Self Assessment Tax is a vital component of the tax compliance process, ensuring taxpayers settle their tax liabilities and avoid penalties. By paying SAT accurately and on time, taxpayers can avoid unnecessary interest charges and maintain compliance with tax laws. Individuals and businesses must calculate SAT correctly, pay it on time, and file their income tax returns accordingly.

Frequently Asked Questions

What is Self Assessment Tax (SAT)?

Self Assessment Tax is the tax an individual pays on their income after deducting advance tax and TDS for the financial year. It is paid before filing income tax returns.

Is there a specific due date for paying SAT?

No, SAT doesn’t have a fixed due date. However, it must be paid before filing your income tax return to avoid interest penalties.
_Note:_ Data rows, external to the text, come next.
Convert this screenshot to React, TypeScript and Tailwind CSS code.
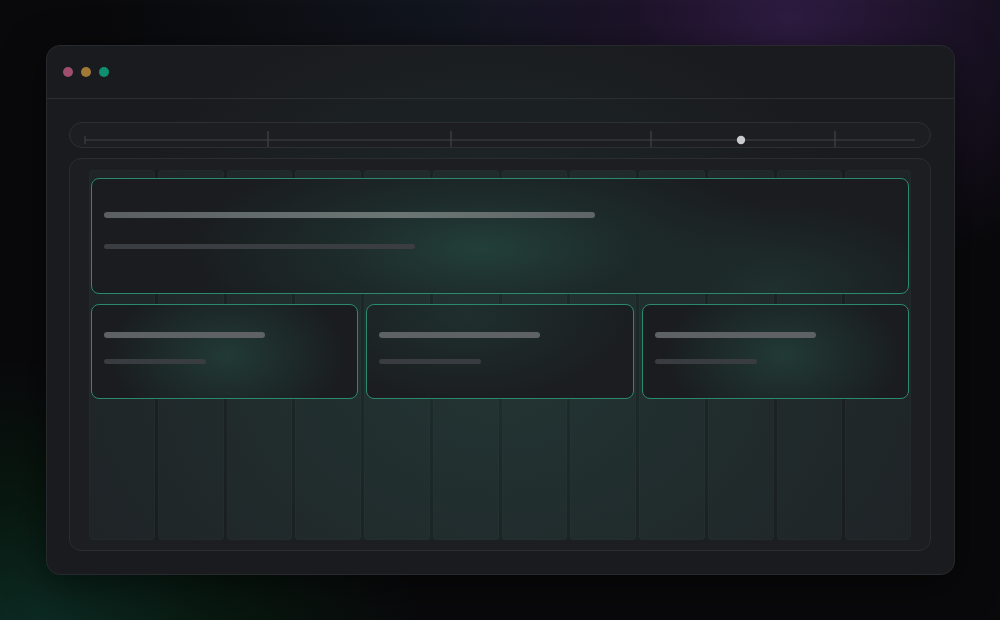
import React from "react";

const columns = Array.from({ length: 12 }, (_, i) => i);

function Timeline() {
  const ticks = [198, 381, 581, 765];
  return (
    <div className="h-[26px] rounded-[13px] border border-[#2d2f34] bg-[#1c1e21]">
      <svg width="860" height="24" viewBox="0 0 860 24" className="block">
        <line x1="15" y1="17" x2="845" y2="17" stroke="#34373b" strokeWidth="1.5" />
        <line x1="15" y1="13" x2="15" y2="21" stroke="#3c3f43" strokeWidth="1.2" />
        {ticks.map((x) => (
          <line key={x} x1={x} y1="8" x2={x} y2="25" stroke="#3a3d41" strokeWidth="1.5" />
        ))}
        <circle cx="671" cy="17" r="4.2" fill="#c9cacc" />
      </svg>
    </div>
  );
}

function SmallCard({ glow }: { glow: string }) {
  return (
    <div
      className={`h-[95px] flex-1 rounded-[8px] border-[1.5px] border-[#2a8a6b] px-3 pt-[27px] ${glow}`}
    >
      <div className="h-[6px] w-[161px] rounded-full bg-[#5e6264]" />
      <div className="mt-[21px] h-[5px] w-[102px] rounded-full bg-[#393c40]" />
    </div>
  );
}

export default function App() {
  return (
    <div className="relative h-[620px] w-[1000px] overflow-hidden bg-[#09090b] pl-[46px] pt-[45px] font-['Liberation_Sans',sans-serif]">
      <div className="absolute inset-0 h-[620px] w-[1000px] bg-[radial-gradient(ellipse_340px_270px_at_790px_20px,#2e1b41_0%,#1d1329_45%,transparent_100%),radial-gradient(ellipse_380px_260px_at_40px_620px,#0c2a22_0%,#08170f_50%,transparent_100%),radial-gradient(ellipse_420px_200px_at_520px_0px,#131822_0%,transparent_100%)]" />
      <div className="relative flex h-[530px] w-[909px] flex-col rounded-[14px] border border-[#27292d] bg-[#1a1b1e] bg-[radial-gradient(ellipse_380px_260px_at_440px_220px,#1d2a29_0%,transparent_100%)] shadow-[0_10px_40px_rgba(0,0,0,0.5)]">
        <div className="flex h-[53px] shrink-0 items-center gap-[8px] border-b border-[#2b2d31] pb-[1px] pl-[16px]">
          <div className="h-[10px] w-[10px] rounded-full bg-[#9d4f6d]" />
          <div className="h-[10px] w-[10px] rounded-full bg-[#a07838]" />
          <div className="h-[10px] w-[10px] rounded-full bg-[#0f8f70]" />
        </div>
        <div className="flex flex-1 flex-col gap-[10px] pb-[23px] pl-[22px] pr-[23px] pt-[23px]">
          <Timeline />
          <div className="flex-1 rounded-[12px] border border-[#2b2d32] bg-[#1c1e21] px-[19px] pb-[10px] pt-[11px]">
            <div className="grid h-full">
              <div className="col-start-1 row-start-1 grid grid-cols-12 gap-[3px] rounded-[3px] bg-[#191b1e]">
                {columns.map((c) => (
                  <div
                    key={c}
                    className="rounded-[3px] border border-[#22272a] bg-[#1f2427]"
                  />
                ))}
              </div>
              <div className="col-start-1 row-start-1 grid grid-cols-1 bg-[radial-gradient(ellipse_460px_340px_at_410px_200px,rgba(44,96,84,0.28)_0%,transparent_100%)]">
                <div className="flex flex-col gap-[10px] px-[2px] pt-[8px]">
                  <div className="h-[116px] rounded-[8px] border-[1.5px] border-[#2a8a6b] bg-[#1a1c1f] bg-[radial-gradient(ellipse_300px_110px_at_390px_70px,#223f3a_0%,#1d2a2a_50%,transparent_100%),radial-gradient(ellipse_180px_90px_at_680px_110px,#1f302f_0%,transparent_100%)] px-3 pt-[33px]">
                    <div className="h-[6px] w-[491px] rounded-full bg-[linear-gradient(90deg,#5b5f62,#6b7674_60%,#5f6466)]" />
                    <div className="mt-[26px] h-[5px] w-[311px] rounded-full bg-[#3a3d41]" />
                  </div>
                  <div className="flex gap-2">
                    <SmallCard glow="bg-[#1a1c1f] bg-[radial-gradient(ellipse_120px_80px_at_135px_50px,#213a36_0%,transparent_100%)]" />
                    <SmallCard glow="bg-[#1b1d20] bg-[radial-gradient(ellipse_170px_90px_at_100px_10px,#1f2f2e_0%,transparent_100%)]" />
                    <SmallCard glow="bg-[#1a1c1f] bg-[radial-gradient(ellipse_120px_80px_at_140px_50px,#213a36_0%,transparent_100%)]" />
                  </div>
                </div>
              </div>
            </div>
          </div>
        </div>
      </div>
    </div>
  );
}
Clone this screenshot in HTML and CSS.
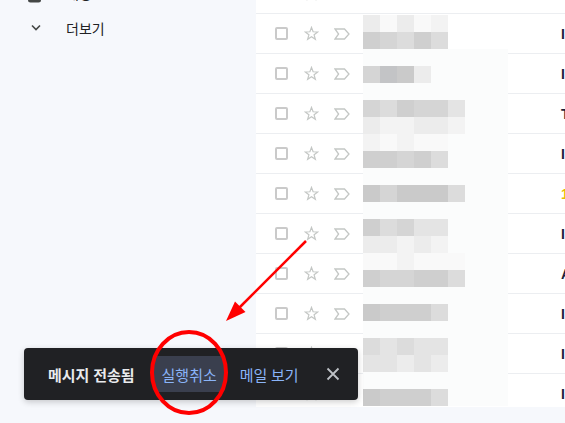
FILE: index.html
```html
<!DOCTYPE html>
<html lang="ko">
<head>
    <meta charset="UTF-8">
    <title>받은편지함</title>
    <link rel="stylesheet" href="styles.css">
</head>
<body>
    <div class="app">
        <nav class="sidebar">
            <div class="nav-item partial">
                <span class="nav-icon">
                    <svg width="20" height="20" viewBox="0 0 20 20"><rect x="2" y="5" width="13" height="14.5" rx="2.5" fill="#444746"/></svg>
                </span>
                <span class="nav-label">채팅</span>
            </div>
            <div class="nav-item">
                <span class="nav-icon">
                    <svg width="20" height="20" viewBox="0 0 20 20"><path d="M6 7.5l4 4 4-4" fill="none" stroke="#444746" stroke-width="1.6"/></svg>
                </span>
                <span class="nav-label">더보기</span>
            </div>
        </nav>

        <main class="main">
            <div class="mail-list">
                <div class="mail-row">
                    <span class="check"></span>
                    <svg class="star" viewBox="0 0 16 16"><polygon points="8,1.5 9.7,6.15 14.66,6.34 10.76,9.4 12.11,14.16 8,11.4 3.89,14.16 5.24,9.4 1.34,6.34 6.3,6.15"/></svg>
                    <svg class="important" viewBox="0 0 16 12"><path d="M1 1H10.5L15 6L10.5 11H1L4.6 6Z"/></svg>
                    <span class="subject">I</span>
                </div>
                <div class="mail-row">
                    <span class="check"></span>
                    <svg class="star" viewBox="0 0 16 16"><polygon points="8,1.5 9.7,6.15 14.66,6.34 10.76,9.4 12.11,14.16 8,11.4 3.89,14.16 5.24,9.4 1.34,6.34 6.3,6.15"/></svg>
                    <svg class="important" viewBox="0 0 16 12"><path d="M1 1H10.5L15 6L10.5 11H1L4.6 6Z"/></svg>
                    <span class="subject">I</span>
                </div>
                <div class="mail-row">
                    <span class="check"></span>
                    <svg class="star" viewBox="0 0 16 16"><polygon points="8,1.5 9.7,6.15 14.66,6.34 10.76,9.4 12.11,14.16 8,11.4 3.89,14.16 5.24,9.4 1.34,6.34 6.3,6.15"/></svg>
                    <svg class="important" viewBox="0 0 16 12"><path d="M1 1H10.5L15 6L10.5 11H1L4.6 6Z"/></svg>
                    <span class="subject">I</span>
                </div>
                <div class="mail-row">
                    <span class="check"></span>
                    <svg class="star" viewBox="0 0 16 16"><polygon points="8,1.5 9.7,6.15 14.66,6.34 10.76,9.4 12.11,14.16 8,11.4 3.89,14.16 5.24,9.4 1.34,6.34 6.3,6.15"/></svg>
                    <svg class="important" viewBox="0 0 16 12"><path d="M1 1H10.5L15 6L10.5 11H1L4.6 6Z"/></svg>
                    <span class="subject">T</span>
                </div>
                <div class="mail-row">
                    <span class="check"></span>
                    <svg class="star" viewBox="0 0 16 16"><polygon points="8,1.5 9.7,6.15 14.66,6.34 10.76,9.4 12.11,14.16 8,11.4 3.89,14.16 5.24,9.4 1.34,6.34 6.3,6.15"/></svg>
                    <svg class="important" viewBox="0 0 16 12"><path d="M1 1H10.5L15 6L10.5 11H1L4.6 6Z"/></svg>
                    <span class="subject">I</span>
                </div>
                <div class="mail-row">
                    <span class="check"></span>
                    <svg class="star" viewBox="0 0 16 16"><polygon points="8,1.5 9.7,6.15 14.66,6.34 10.76,9.4 12.11,14.16 8,11.4 3.89,14.16 5.24,9.4 1.34,6.34 6.3,6.15"/></svg>
                    <svg class="important" viewBox="0 0 16 12"><path d="M1 1H10.5L15 6L10.5 11H1L4.6 6Z"/></svg>
                    <span class="subject yellow">1</span>
                </div>
                <div class="mail-row">
                    <span class="check"></span>
                    <svg class="star" viewBox="0 0 16 16"><polygon points="8,1.5 9.7,6.15 14.66,6.34 10.76,9.4 12.11,14.16 8,11.4 3.89,14.16 5.24,9.4 1.34,6.34 6.3,6.15"/></svg>
                    <svg class="important" viewBox="0 0 16 12"><path d="M1 1H10.5L15 6L10.5 11H1L4.6 6Z"/></svg>
                    <span class="subject">I</span>
                </div>
                <div class="mail-row">
                    <span class="check"></span>
                    <svg class="star" viewBox="0 0 16 16"><polygon points="8,1.5 9.7,6.15 14.66,6.34 10.76,9.4 12.11,14.16 8,11.4 3.89,14.16 5.24,9.4 1.34,6.34 6.3,6.15"/></svg>
                    <svg class="important" viewBox="0 0 16 12"><path d="M1 1H10.5L15 6L10.5 11H1L4.6 6Z"/></svg>
                    <span class="subject">A</span>
                </div>
                <div class="mail-row">
                    <span class="check"></span>
                    <svg class="star" viewBox="0 0 16 16"><polygon points="8,1.5 9.7,6.15 14.66,6.34 10.76,9.4 12.11,14.16 8,11.4 3.89,14.16 5.24,9.4 1.34,6.34 6.3,6.15"/></svg>
                    <svg class="important" viewBox="0 0 16 12"><path d="M1 1H10.5L15 6L10.5 11H1L4.6 6Z"/></svg>
                    <span class="subject">I</span>
                </div>
                <div class="mail-row">
                    <span class="check"></span>
                    <svg class="star" viewBox="0 0 16 16"><polygon points="8,1.5 9.7,6.15 14.66,6.34 10.76,9.4 12.11,14.16 8,11.4 3.89,14.16 5.24,9.4 1.34,6.34 6.3,6.15"/></svg>
                    <svg class="important" viewBox="0 0 16 12"><path d="M1 1H10.5L15 6L10.5 11H1L4.6 6Z"/></svg>
                    <span class="subject">I</span>
                </div>
                <div class="mail-row">
                    <span class="check"></span>
                    <svg class="star" viewBox="0 0 16 16"><polygon points="8,1.5 9.7,6.15 14.66,6.34 10.76,9.4 12.11,14.16 8,11.4 3.89,14.16 5.24,9.4 1.34,6.34 6.3,6.15"/></svg>
                    <svg class="important" viewBox="0 0 16 12"><path d="M1 1H10.5L15 6L10.5 11H1L4.6 6Z"/></svg>
                    <span class="subject">I</span>
                </div>
            </div>
        </main>
    </div>

    <!-- pixelated sender names -->
    <div class="mosaic">
        <div class="m-row clear"><span class="m7"></span><span class="m9"></span><span class="m7"></span><span class="m9"></span><span class="m8"></span></div>
        <div class="m-row clear"><span class="m3"></span><span class="m4"></span><span class="m5"></span><span class="m3"></span><span class="m5"></span></div>
        <div class="m-row"></div>
        <div class="m-row"><span class="m4"></span><span class="m1"></span><span class="m2"></span><span class="m7"></span></div>
        <div class="m-row"></div>
        <div class="m-row"><span class="m4"></span><span class="m5"></span><span class="m3"></span><span class="m4"></span><span class="m4"></span><span class="m6"></span></div>
        <div class="m-row"><span class="m7"></span><span class="m8"></span><span class="m8"></span><span class="m7"></span><span class="m7"></span><span class="m8"></span></div>
        <div class="m-row"><span class="m8"></span><span class="m9"></span><span class="m8"></span><span class="m9"></span><span class="m9"></span></div>
        <div class="m-row"><span class="m3"></span><span class="m3"></span><span class="m4"></span><span class="m3"></span><span class="m5"></span></div>
        <div class="m-row"></div>
        <div class="m-row"><span class="m2"></span><span class="m4"></span><span class="m2"></span><span class="m2"></span><span class="m2"></span><span class="m5"></span></div>
        <div class="m-row"></div>
        <div class="m-row"><span class="m3"></span><span class="m5"></span><span class="m4"></span><span class="m6"></span><span class="m6"></span></div>
        <div class="m-row"><span class="m7"></span><span class="m7"></span><span class="m8"></span><span class="m7"></span><span class="m8"></span></div>
        <div class="m-row"><span class="m9"></span><span class="m9"></span><span class="m8"></span><span class="m9"></span><span class="m9"></span><span class="m9"></span></div>
        <div class="m-row"><span class="m3"></span><span class="m4"></span><span class="m4"></span><span class="m3"></span><span class="m3"></span><span class="m5"></span></div>
        <div class="m-row"></div>
        <div class="m-row"><span class="m2"></span><span class="m3"></span><span class="m3"></span><span class="m3"></span><span class="m5"></span></div>
        <div class="m-row"></div>
        <div class="m-row"><span class="m5"></span><span class="m6"></span><span class="m5"></span><span class="m6"></span><span class="m6"></span></div>
        <div class="m-row"><span class="m6"></span><span class="m6"></span><span class="m7"></span><span class="m6"></span><span class="m7"></span></div>
        <div class="m-row"></div>
        <div class="m-row"><span class="m2"></span><span class="m3"></span><span class="m3"></span><span class="m3"></span><span class="m5"></span></div>
    </div>

    <div class="toast">
        <span class="toast-msg">메시지 전송됨</span>
        <button class="toast-btn focused">실행취소</button>
        <button class="toast-btn">메일 보기</button>
        <button class="toast-close">
            <svg width="14" height="14" viewBox="0 0 14 14"><path d="M1.5 1.5l11 11M12.5 1.5l-11 11" stroke="#bdc1c6" stroke-width="1.8"/></svg>
        </button>
    </div>

    <svg class="annotation" width="565" height="423" viewBox="0 0 565 423">
        <ellipse cx="189" cy="372.5" rx="37" ry="40.5" fill="none" stroke="#f00" stroke-width="4"/>
        <line x1="306" y1="241" x2="239" y2="308" stroke="#f00" stroke-width="2.5"/>
        <polygon points="226,321 245.5,312 235,301.5" fill="#f00"/>
    </svg>
</body>
</html>
```

FILE: styles.css
```css
body {
    margin: 0;
    width: 565px;
    height: 423px;
    overflow: hidden;
    position: relative;
    background-color: #f6f8fc;
    font-family: Roboto, "Noto Sans CJK KR", sans-serif;
    color: #202124;
}

.app {
    display: flex;
    height: 100%;
}

.sidebar {
    width: 256px;
    flex-shrink: 0;
}

.nav-item {
    display: flex;
    align-items: center;
    height: 32px;
    padding-left: 26px;
    font-size: 14px;
    color: #202124;
}

.nav-item.partial {
    margin-top: -23px;
    margin-bottom: 3px;
}

.nav-icon {
    width: 20px;
    height: 20px;
    margin-right: 20px;
    display: flex;
}

.main {
    flex: 1;
    min-width: 0;
    overflow: hidden;
}

.mail-list {
    margin-top: -26px;
    height: 433px;
    background: #fff;
    overflow: hidden;
}

.mail-row {
    display: flex;
    align-items: center;
    height: 39px;
    border-bottom: 1px solid #eceef1;
}

.check {
    flex-shrink: 0;
    width: 13px;
    height: 13px;
    margin-left: 19px;
    box-sizing: border-box;
    border: 2px solid #cacaca;
    border-radius: 2px;
}

.star,
.important {
    flex-shrink: 0;
    fill: none;
    stroke: #c4c7c5;
    stroke-width: 1.3;
}

.star {
    width: 15px;
    height: 15px;
    margin-left: 16px;
}

.important {
    width: 16px;
    height: 12px;
    margin-left: 15px;
}

.subject {
    margin-left: 211px;
    font: bold 14px "Liberation Sans", sans-serif;
    color: #1e1f3c;
    white-space: nowrap;
}

.subject.yellow {
    color: #e9bd00;
}

/* mosaic over sender names */
.mosaic {
    position: absolute;
    left: 363px;
    top: 15px;
    width: 145px;
    overflow: hidden;
}

.m-row {
    display: flex;
    height: 17px;
    background: #fbfcfc;
}

.m-row.clear {
    background: transparent;
}

.m-row span {
    width: 17px;
    flex-shrink: 0;
}

.m1 { background: #c3c4c6; }
.m2 { background: #cacaca; }
.m3 { background: #cfcfcf; }
.m4 { background: #d5d5d5; }
.m5 { background: #dcdcdc; }
.m6 { background: #e4e4e4; }
.m7 { background: #ececec; }
.m8 { background: #f3f3f3; }
.m9 { background: #f9f9f9; }

.toast {
    position: absolute;
    left: 24px;
    top: 348px;
    width: 334px;
    height: 52px;
    box-sizing: border-box;
    padding-left: 24px;
    display: flex;
    align-items: center;
    background: #202124;
    border-radius: 4px;
    box-shadow: 0 2px 6px rgba(0, 0, 0, 0.2);
    font-size: 15px;
}

.toast-msg {
    color: #e8eaed;
    font-weight: bold;
    margin-right: 19px;
    white-space: nowrap;
}

.toast-btn {
    height: 36px;
    padding: 0 8px;
    border: none;
    border-radius: 4px;
    background: none;
    color: #8ab4f8;
    font: inherit;
    white-space: nowrap;
}

.toast-btn.focused {
    background: #3a3f4e;
}

.toast-btn + .toast-btn {
    margin-left: 7px;
}

.toast-close {
    margin-left: auto;
    margin-right: 11px;
    width: 28px;
    height: 28px;
    padding: 0;
    border: none;
    background: none;
    display: flex;
    align-items: center;
    justify-content: center;
}

.annotation {
    position: absolute;
    left: 0;
    top: 0;
    pointer-events: none;
}
```
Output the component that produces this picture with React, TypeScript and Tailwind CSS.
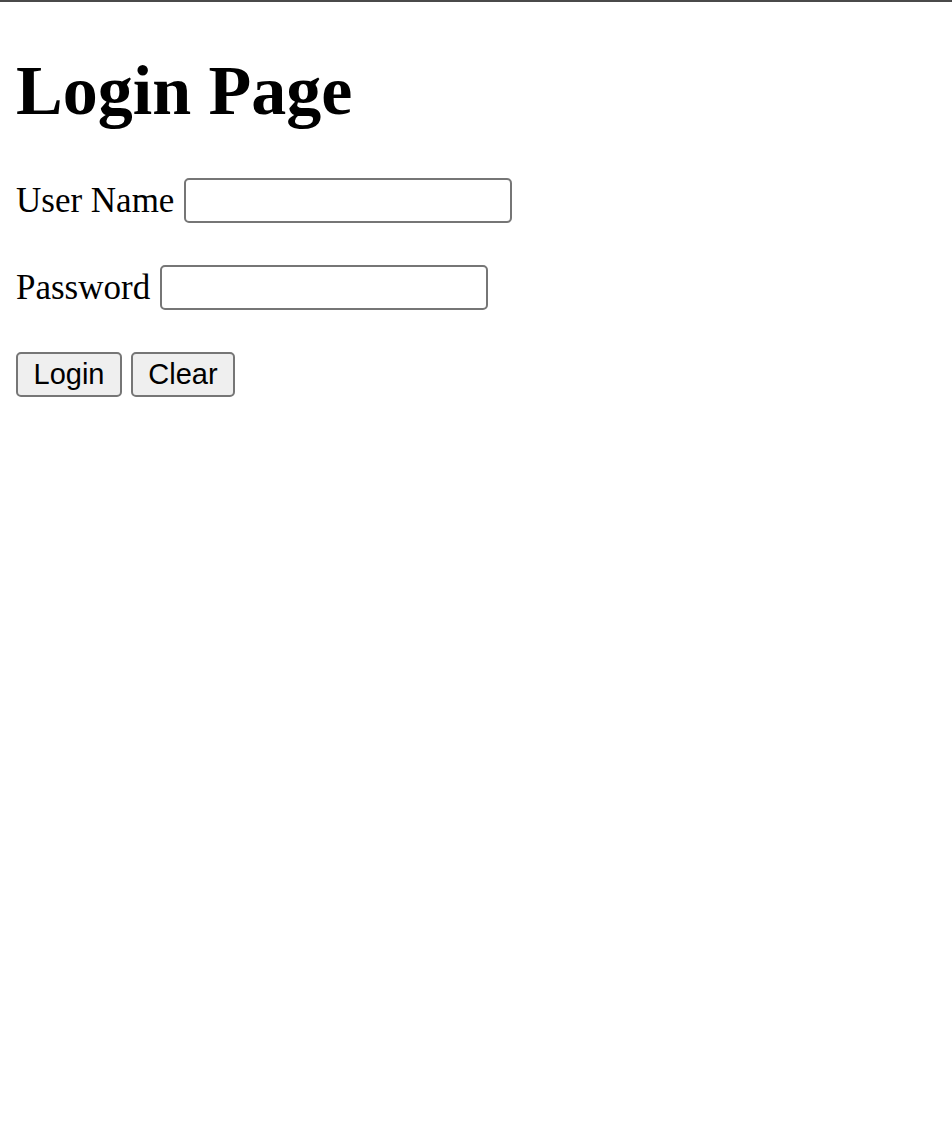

Who needs to pay Self Assessment Tax?

Individuals who have additional income from other sources or discrepancies in TDS, or have not paid sufficient advance tax, need to pay SAT.

How is SAT calculated?

SAT is calculated as the total tax payable minus any TDS, advance tax, reliefs, or MAT credit. It may also include interest payable under sections 234A/234B/234C.

How can I pay SAT online?

SAT can be paid online by visiting the Income Tax Department’s official website, selecting Challan no. /ITNS 280, and filling in your details to make the payment.

What happens if I make an error in my self-assessment?

If you make an error, you can correct your return within 15 days. If not corrected, the return will be deemed defective.

What is the difference between Self Assessment Tax and Advance Tax?

Advance Tax is paid in installments throughout the year based on estimated income, while SAT is paid after the financial year ends, before filing the return.

How can I get a receipt for the SAT payment?

After completing the payment, a challan is generated, which includes transaction details. Keep a copy for your records, and the details will reflect in your Form 26AS.